All Things Fade
“All things fade and quickly turn to myth.” — Marcus Aurelius
2019 was a tough year.
I kept thinking it was going to slow down, but it wasn’t to be. I was away from home every month for work, family, or writing. On a positive(?) note, I visited much of the United States this past year: Connecticut, Washington, Tennessee, Virginia, Idaho, Texas, Arkansas, Louisiana, Delaware, Florida, South Carolina, Georgia, and of course my home state of North Carolina. Then I topped it all off with a trip to Malaysia in January 2020. I feel like Phileas Fogg, only I’m not rich and eccentric (well, not rich at least.)
Even with all the travel, the toughest part of the year was dealing with my father’s death. His funeral was sandwiched between business trips and it felt like I never slowed down long enough to digest it. I am introspective by nature and need downtime to work through issues. I also tend to procrastinate when I’m stressed. It feels like my life has been on hold for months, but it’s time to get on with things.

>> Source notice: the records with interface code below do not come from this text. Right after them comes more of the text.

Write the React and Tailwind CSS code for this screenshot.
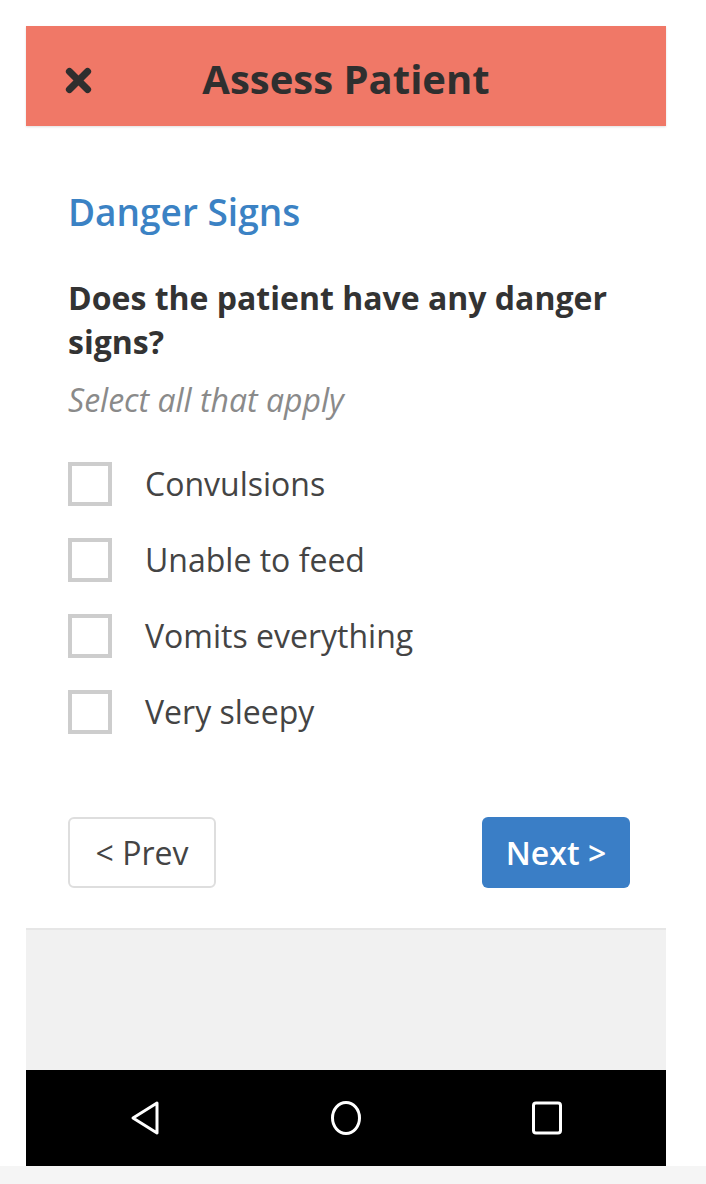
import { useState } from 'react';

const options = ['Convulsions', 'Unable to feed', 'Vomits everything', 'Very sleepy'];

function App() {
  const [checked, setChecked] = useState({});

  const toggle = (name) => setChecked({ ...checked, [name]: !checked[name] });

  return (
    <div className="min-h-[1184px] bg-white font-['Open_Sans',sans-serif] flex flex-col">
      <div className="pt-[26px] pl-[26px]">
        <div className="w-[640px] h-[1140px] flex flex-col">

          {/* Header */}
          <header className="h-[100px] bg-[#f07867] flex items-center relative shadow-[0_1px_2px_rgba(0,0,0,0.12)]">
            <button className="absolute left-[36px] top-[38px] w-[32px] h-[32px] flex items-center justify-center">
              <svg viewBox="0 0 24 24" className="w-[31px] h-[31px]" fill="none" stroke="#2e2e2e" strokeWidth="5.5" strokeLinecap="round">
                <path d="M5 5l14 14M19 5L5 19" />
              </svg>
            </button>
            <h1 className="w-full text-center text-[40px] font-bold text-[#2f2f2f] leading-[50px] pt-[6px]">Assess Patient</h1>
          </header>

          {/* Form */}
          <main className="bg-white pl-[42px] pr-[30px] pt-[62px] h-[802px]">
            <h2 className="text-[37px] font-semibold text-[#3b82c4] leading-[48px]">Danger Signs</h2>
            <p className="mt-[40px] text-[32px] font-bold text-[#333] leading-[44px]">
              Does the patient have any danger signs?
            </p>
            <p className="mt-[18px] text-[32px] italic text-[#8a8a8a] leading-[36px]">Select all that apply</p>

            <div className="mt-[44px] flex flex-col gap-[32px]">
              {options.map((opt) => (
                <label key={opt} className="flex items-center gap-[33px] cursor-pointer" onClick={() => toggle(opt)}>
                  <span className="w-[44px] h-[44px] border-[4px] border-[#cdcdcd] bg-white flex items-center justify-center text-[#3b82c4] text-[26px]">
                    {checked[opt] ? '✓' : ''}
                  </span>
                  <span className="text-[32px] text-[#444] leading-[44px]">{opt}</span>
                </label>
              ))}
            </div>

            <div className="mt-[83px] flex justify-between pr-[6px]">
              <button className="w-[148px] h-[71px] rounded-[6px] border-2 border-[#dedede] bg-white text-[32px] text-[#444]">
                &lt; Prev
              </button>
              <button className="w-[148px] h-[71px] rounded-[6px] bg-[#3a7ec6] text-[32px] font-semibold text-white">
                Next &gt;
              </button>
            </div>
          </main>

          {/* Empty area */}
          <div className="flex-1 bg-[#f1f1f1] border-t-2 border-[#e6e6e6]" />

          {/* Android nav bar */}
          <nav className="h-[96px] bg-black flex items-center justify-center gap-[169px]">
            <svg viewBox="0 0 32 36" className="w-[32px] h-[36px]" fill="none" stroke="white" strokeWidth="3" strokeLinejoin="round">
              <path d="M28 3L4 18l24 15z" />
            </svg>
            <svg viewBox="0 0 32 36" className="w-[32px] h-[36px]" fill="none" stroke="white" strokeWidth="3">
              <ellipse cx="16" cy="18" rx="13.5" ry="15.5" />
            </svg>
            <svg viewBox="0 0 32 36" className="w-[32px] h-[36px]" fill="none" stroke="white" strokeWidth="3">
              <rect x="2.5" y="3" width="27" height="30" rx="2.5" />
            </svg>
          </nav>
        </div>
      </div>
      <div className="flex-1 bg-[#f5f5f5]" />
    </div>
  );
}

export default App;
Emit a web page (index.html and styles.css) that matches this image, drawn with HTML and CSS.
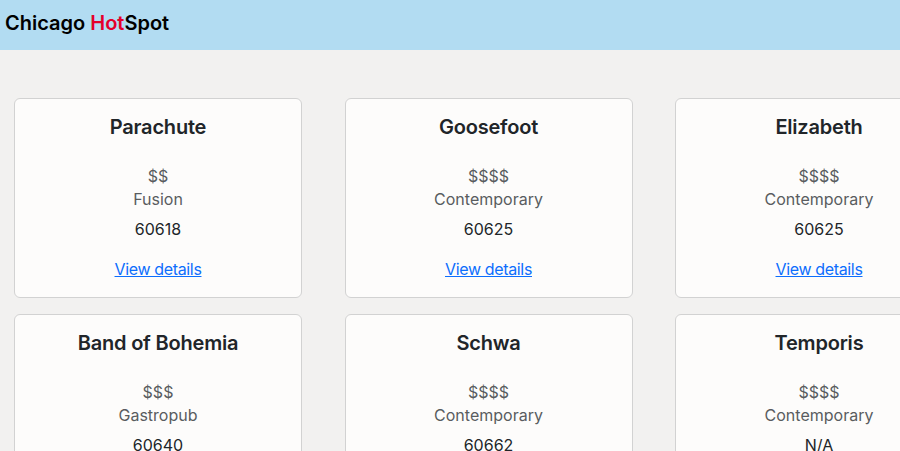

Thinking about my father, one thought kept coming to mind. My Grandma Josie (my father’s mom) kept the family history. She knew everyone’s business. I’d sit in her kitchen in their little house in National City and she’d tell me stories about the family—this cousin, that aunt or uncle—she knew all their stories. And when they died it was never “passed away” or another polite idiom. It was always he kicked the bucket in ’72, or she finally kicked the bucket . . . That terminology stuck with me.
Well, Grandma, your boy kicked the bucket, but it’s okay because I know he’s with you and the rest of the family. You’re all sitting around the kitchen table playing cards and he’s laughing and feeling no pain. Take care of him, and save me a sugar cookie for when my time comes.
On a lighter note, both my kids moved out last year as well. I can once more walk around the house in my underwear without getting weird looks. Dad would be proud.
Life is a balance I guess.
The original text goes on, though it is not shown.